The same author continues: “A man is not only like what he sees, but he is what he sees. The noble old Highlander has mountains in his soul, whose towering peaks point heavenward; and lakes in his bosom, whose glassy surface reflects the skies; and foaming cataracts in his heart to beautify the mountain side and irrigate the vale; and evergreen firs and mountain pines that show life and verdure even under winter skies!”

“On the other hand,” he writes, “the wandering nomad has a desert in his heart; its dead level reflects heat and hate; a sullen, barren plain—no goodness, no beauty, no dancing wave of joy, no gushing rivulet of love, no verdant hope.

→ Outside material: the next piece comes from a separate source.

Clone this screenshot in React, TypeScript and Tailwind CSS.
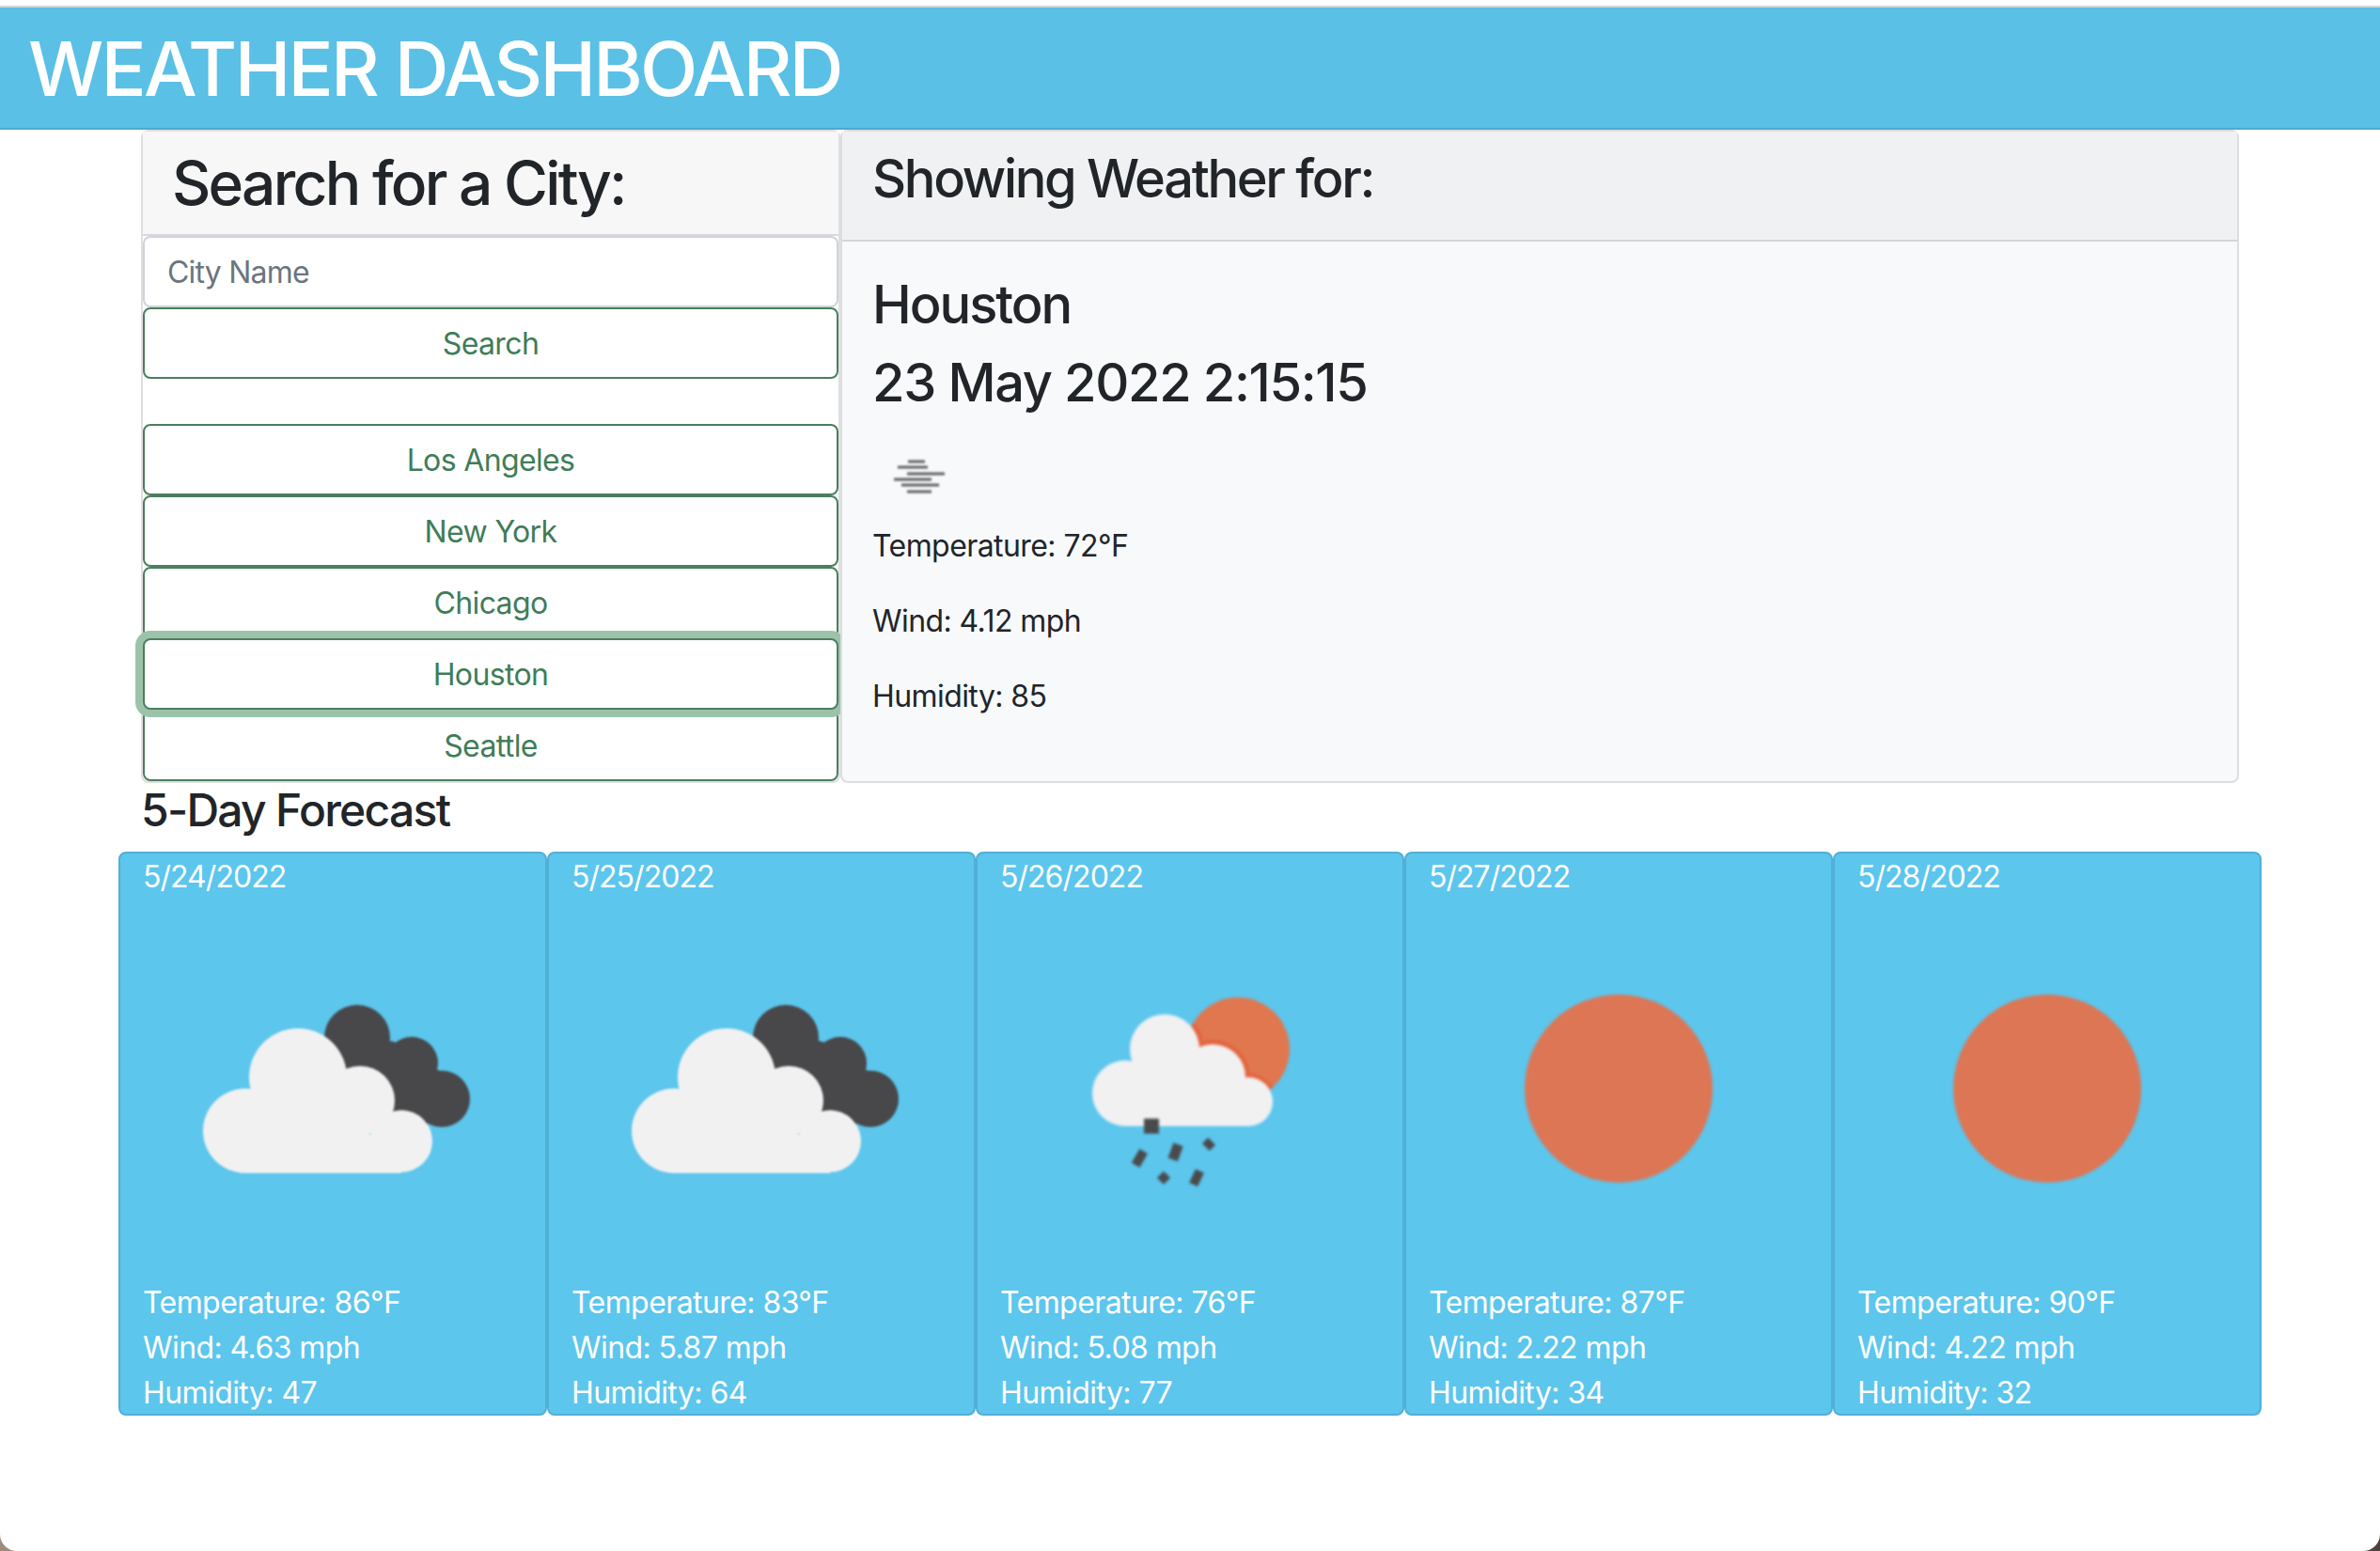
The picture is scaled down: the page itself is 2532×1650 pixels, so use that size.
const days = [
  { date: '5/24/2022', icon: 'clouds', temp: 86, wind: '4.63', humidity: 47 },
  { date: '5/25/2022', icon: 'clouds', temp: 83, wind: '5.87', humidity: 64 },
  { date: '5/26/2022', icon: 'hail', temp: 76, wind: '5.08', humidity: 77 },
  { date: '5/27/2022', icon: 'sun', temp: 87, wind: '2.22', humidity: 34 },
  { date: '5/28/2022', icon: 'sun', temp: 90, wind: '4.22', humidity: 32 },
];

const cities = ['Los Angeles', 'New York', 'Chicago', 'Houston', 'Seattle'];

function CloudsIcon() {
  return (
    <svg viewBox="0 0 400 400" className="block h-[400px] w-[400px] blur-[1px]">
      <g fill="#48484a">
        <circle cx="226" cy="147" r="35" />
        <circle cx="258" cy="170" r="20" />
        <circle cx="284" cy="174" r="28" />
        <circle cx="305" cy="200" r="20" />
        <circle cx="316" cy="212" r="30" />
        <polygon points="205,190 215,175 226,147 284,174 316,212 300,240 235,225" />
      </g>
      <g fill="#f1f1f2">
        <circle cx="107" cy="246" r="45" />
        <circle cx="163" cy="189" r="52" />
        <circle cx="229" cy="214" r="37" />
        <circle cx="273" cy="257" r="33" />
        <rect x="107" y="205" width="122" height="86" />
        <rect x="107" y="250" width="166" height="41" />
      </g>
    </svg>
  );
}

function HailIcon() {
  return (
    <svg viewBox="0 0 400 400" className="block h-[400px] w-[400px] blur-[1.5px]">
      <clipPath id="hail-sun">
        <circle cx="251" cy="159" r="55" />
      </clipPath>
      <circle cx="251" cy="159" r="55" fill="#e0774f" />
      <g fill="#e2653f" clipPath="url(#hail-sun)">
        <circle cx="173" cy="159" r="42" />
        <circle cx="224" cy="189" r="40" />
        <circle cx="262" cy="216" r="31" />
      </g>
      <g fill="#f1f1f2">
        <circle cx="131" cy="206" r="35" />
        <circle cx="173" cy="159" r="37" />
        <circle cx="224" cy="189" r="35" />
        <circle cx="262" cy="215" r="26" />
        <rect x="131" y="180" width="93" height="61" />
        <rect x="131" y="215" width="131" height="26" />
      </g>
      <g fill="#4a4a4c">
        <rect x="151" y="233" width="16" height="16" />
        <rect x="139" y="270" width="17" height="10" transform="rotate(-60 147 276)" />
        <rect x="176" y="264" width="17" height="11" transform="rotate(-70 184 269)" />
        <rect x="214" y="256" width="11" height="9" transform="rotate(45 220 261)" />
        <rect x="167" y="291" width="10" height="10" transform="rotate(45 172 296)" />
        <rect x="199" y="291" width="16" height="10" transform="rotate(-65 207 296)" />
      </g>
    </svg>
  );
}

function SunIcon() {
  return (
    <svg viewBox="0 0 400 400" className="block h-[400px] w-[400px] blur-[1.5px]">
      <circle cx="200" cy="201" r="100" fill="#dc7655" />
    </svg>
  );
}

function FogIcon() {
  return (
    <svg viewBox="0 0 100 100" className="mt-px block h-[100px] w-[100px] blur-[0.8px]">
      <g stroke="#636366" strokeWidth="3">
        <line x1="38" y1="34" x2="56" y2="34" />
        <line x1="27" y1="40" x2="59" y2="40" />
        <line x1="37" y1="47" x2="77" y2="47" />
        <line x1="23" y1="53" x2="63" y2="53" />
        <line x1="31" y1="59" x2="71" y2="59" />
        <line x1="37" y1="66" x2="63" y2="66" />
      </g>
    </svg>
  );
}

function ForecastCard({ day }: { day: (typeof days)[number] }) {
  return (
    <div className="h-[600px] w-[456px] rounded-lg border-2 border-[#52afd6] bg-[#5cc6ed] px-6 pt-px text-[32px] leading-[48px] tracking-[-0.018em] text-white">
      <div className="tracking-[-0.03em]">{day.date}</div>
      <div className="flex h-[405px] justify-center">
        {day.icon === 'clouds' && <CloudsIcon />}
        {day.icon === 'hail' && <HailIcon />}
        {day.icon === 'sun' && <SunIcon />}
      </div>
      <div>Temperature: {day.temp}°F</div>
      <div>Wind: {day.wind} mph</div>
      <div>Humidity: {day.humidity}</div>
    </div>
  );
}

export default function App() {
  return (
    <div className="h-[1650px] w-[2532px] bg-linear-to-r from-[#9b8c7c] to-[#4f423e]">
      <div className="h-[1650px] overflow-hidden rounded-b-[18px] bg-white pt-[6px] font-['Inter',sans-serif] text-[#212529]">
        <header className="flex h-[132px] items-center border-t-2 border-b-2 border-t-[#d4d6d8] border-b-[#4fa9cf] bg-[#5bc0e5] pl-[30px] pt-[2px]">
          <h1 className="text-[80px] font-medium leading-[96px] tracking-[-0.034em] text-white">WEATHER DASHBOARD</h1>
        </header>

        <div className="mx-auto w-[2232px]">
          <div className="flex">
            <aside className="w-[744px] rounded-lg border-2 border-[#dfdfe0] bg-white">
              <div className="h-[111px] border-b-2 border-[#d9d9dc] bg-[#f7f7f7] pl-[31px] pt-4">
                <h2 className="text-[64px] font-medium leading-[77px] tracking-[-0.0425em]">Search for a City:</h2>
              </div>
              <input
                placeholder="City Name"
                className="block h-[76px] w-full rounded-lg border-2 border-[#ced4da] bg-white px-6 text-[32px] tracking-[-0.025em] placeholder:text-[#6c757d]"
              />
              <button className="block h-[76px] w-full rounded-lg border-2 border-[#4a7f5e] pt-[2px] text-[32px] tracking-[-0.02em] text-[#3f7d58]">Search</button>
              <div className="h-12" />
              {cities.map((city) => (
                <button
                  key={city}
                  className={
                    city === 'Houston'
                      ? 'relative z-[1] block h-[76px] w-full rounded-lg border-2 border-[#4a7f5e] bg-white pt-[2px] text-[32px] tracking-[-0.02em] text-[#3f7d58] shadow-[0_0_0_8px_#9cc3a9]'
                      : 'block h-[76px] w-full rounded-lg border-2 border-[#4a7f5e] bg-white pt-[2px] text-[32px] tracking-[-0.02em] text-[#3f7d58]'
                  }
                >
                  {city}
                </button>
              ))}
            </aside>

            <main className="relative z-[2] w-[1488px] rounded-lg border-2 border-[#dcdde0] bg-[#f8f9fb]">
              <div className="h-[117px] border-b-2 border-[#d5d6d9] bg-[#f0f1f3] px-8 pt-[17px]">
                <h3 className="text-[56px] font-medium leading-[67px] tracking-[-0.0415em]">Showing Weather for:</h3>
              </div>
              <div className="px-8 pt-[34px]">
                <h3 className="mb-4 text-[56px] font-medium leading-[67px] tracking-[-0.036em]">Houston</h3>
                <h3 className="mb-4 text-[56px] font-medium leading-[67px] tracking-[-0.0245em]">23 May 2022 2:15:15</h3>
                <FogIcon />
                <div className="text-[32px] leading-[48px] tracking-[-0.018em]">
                  <p className="mb-8">Temperature: 72°F</p>
                  <p className="mb-8">Wind: 4.12 mph</p>
                  <p>Humidity: 85</p>
                </div>
              </div>
            </main>
          </div>

          <h4 className="mb-4 text-[48px] font-medium leading-[57px] tracking-[-0.036em]">5-Day Forecast</h4>
          <div className="-mx-6 flex">
            {days.map((day) => (
              <ForecastCard key={day.date} day={day} />
            ))}
          </div>
        </div>
      </div>
    </div>
  );
}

And it is an interesting fact that those who live in countries where natural scenery inspires the soul, and where the necessities of life bind to a permanent home, are always patriotic and high minded; and those who dwell in the desert are always pusillanimous and groveling!”

If what this author writes be true, and the character of the Piedmont Virginians accords with the scenery around them, how their hearts must be filled with gentleness and charity inspired by the landscape which stretches far and fades in softness against the sky! How must their minds be filled with noble aspirations suggested by the “everlasting mountains!” How their souls must be filled with thoughts of heaven, as they look upon the glorious sunsets bathing the mountains in “rose-colored light;” with the towering peaks ever pointing heavenward and seeming to say: “Behold the glory of a world beyond!”[5]